Customer Success is the function at a company responsible for managing the technical and business relationships between a vendor and its customers with the intent of: (1) maximizing the value that customers generate from the solutions they acquired from the vendor by making them as profitable and productive as possible, and (2) maximizing the value the vendor can in turn derive from the customers resulting in sustainable corporate profits. and growth.
Customer Success is an emerging but critical role in a company's success. The function is most commonly used in the software world and most prevalent among software as a service (SaaS) companies. Because Customer Success is a nascent, fast-emerging field of business, its organizational alignment and activities are still evolving. There is still a large amount of variance with respect to its scope of responsibilities, reporting structure, terminology used for describing its activities, metrics used for measuring its performance and more.
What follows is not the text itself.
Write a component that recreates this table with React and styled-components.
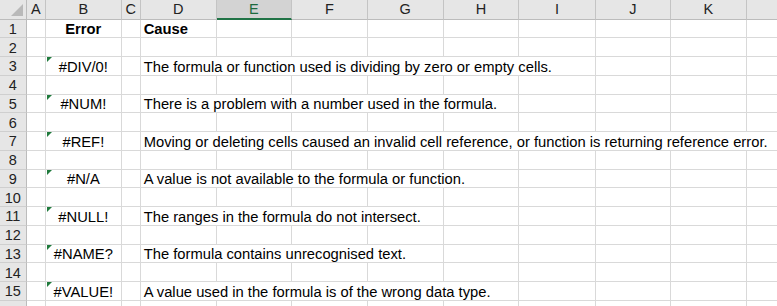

While deviations exist in the specifics of the function, it always refers to the management of the relations between the vendor and the customers after the initial sale. However, successful companies do not only reorganize their teams between the pre and post sale, and rename the post-sale team Customer Success, but also instill a culture of customer centricity in decision making and goals.
In fact, the explosive growth of the SaaS economy, fuels an increase not only in the importance of the Customer Success function, but also in the scope of its appeal and relevance in the industry. As put in the book Customer Success: How Innovative Companies Are Reducing Churn and Growing Recurring Revenue, Customer Success is really three different, but closely related concepts: 1) an organization, 2) a discipline and 3) a philosophy.
As customer success is a nascent and fast emerging field, variance is still high with respect to its scope, reporting structure, terminology used for describing its activities, metrics used for measuring its performance and more. However, the key functions the CS team is often responsible for include:
Presently, the Customer Success function within most organizations is embodied in the Customer Success Manager (CSM) job title.
The CSM acts as the main point of contact and as a trusted advisor for the customer from the vendor side as they are the one ultimately responsible and accountable for that customer's success. The function may share many of the same functions of traditional account managers, relationship managers, project managers, and technical account managers, but their mode of operations tend to be much more focused on long-term value-generation to the customer. At its heart, it is about maximizing the value the customer generates from utilizing the solutions of the vendor, while enabling the vendor the ability to derive high return from the customer value. To enable that, the CSM must monitor the customer's usage of and satisfaction from the solutions of the vendor, identify opportunities and challenges from the way the customer engages with the solution and take action to help resolve challenges and foster expansion of the usage as well as the value from the solutions (to both sides) over time.